Gingrich’s words of division and hate never stopped.  But suddenly, today, any similar rhetoric from the left is dangerous, is it?  Do as I say, not as I do?  This is textbook hypocrisy.

Even Ted Nugent of has-been fame, a man whose words have been by definition violent and hateful, has apparently “seen the light”.  After the shooting, he said in an interview on 77WABC Radio, “At the tender age of 69, my wife has convinced me I just can’t use those harsh terms.  I cannot and will not and I encourage even my friends/enemies on the left, in the Democrat and liberal world, that we have got to be civil to each other.”

Oh, now he wants civility and polite rhetoric?

Hypocrisy aside, those on the alt-right are issuing statements that should chill any American to the bone.  Radio host and Trump ally Michael Savage suggested the time has come for Trump and the GOP to take control of Twitter and other social media.  “Is it time,” Savage asked, “for the government to take control of the out-of-control pirates on social media…who do not monitor left-wing haters?”

Savage accused the media of waging a “jihad”, saying that Republicans should “call a hearing and make the heads of CNN and MSNBC answer to them as to what they are doing to curtail the sneering hatred of Rachel Madcow (sic) in particular.”

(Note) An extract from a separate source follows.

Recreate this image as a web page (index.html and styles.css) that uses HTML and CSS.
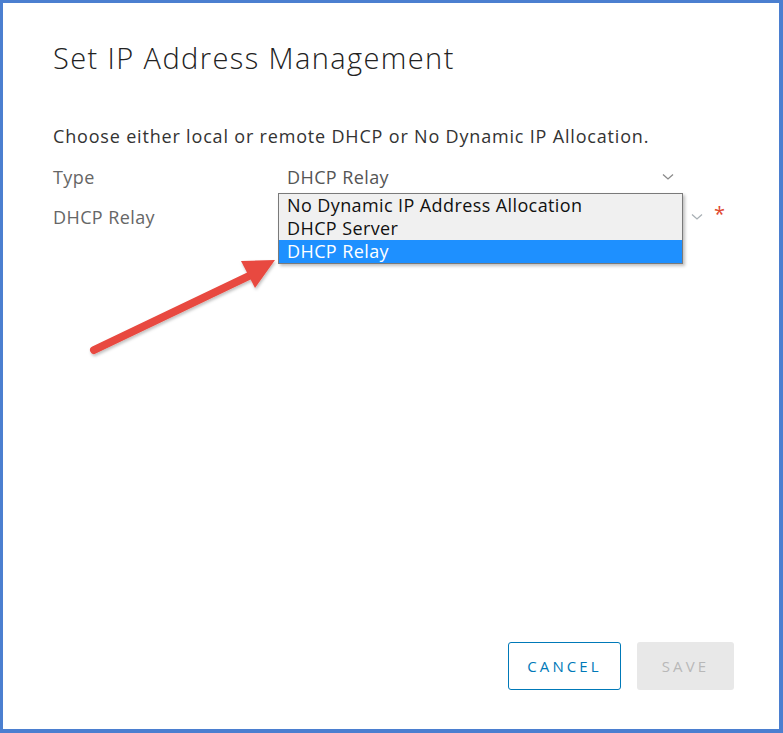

If that statement doesn’t scare you senseless, nothing will.  Trump’s own words have hinted at a desire to severely limit first amendment freedom of the press.  Now they’re using a tragedy to pump up that rhetoric.

Conservatives seem to extol the virtues of the Constitution and all its glory, practically deifying our founders.  However, when they hold the reins, they will manipulate it and even vilify its most important precepts to achieve their ends.

I didn’t hear Republicans bemoaning the rhetoric of the right when Dylann Roof murdered nine people in a church, fueled by extreme alt-right ideas.  I didn’t hear them wanting to stomp out anti-Muslim rhetoric following the stabbings in Portland.

Democrats when they have engaged in this type of politicization in the past, and shame on them for it.

Shame on Republicans for doing the same thing – both in the past and right now.  You don’t get to talk about the dirt on someone’s hands when you haven’t washed your own.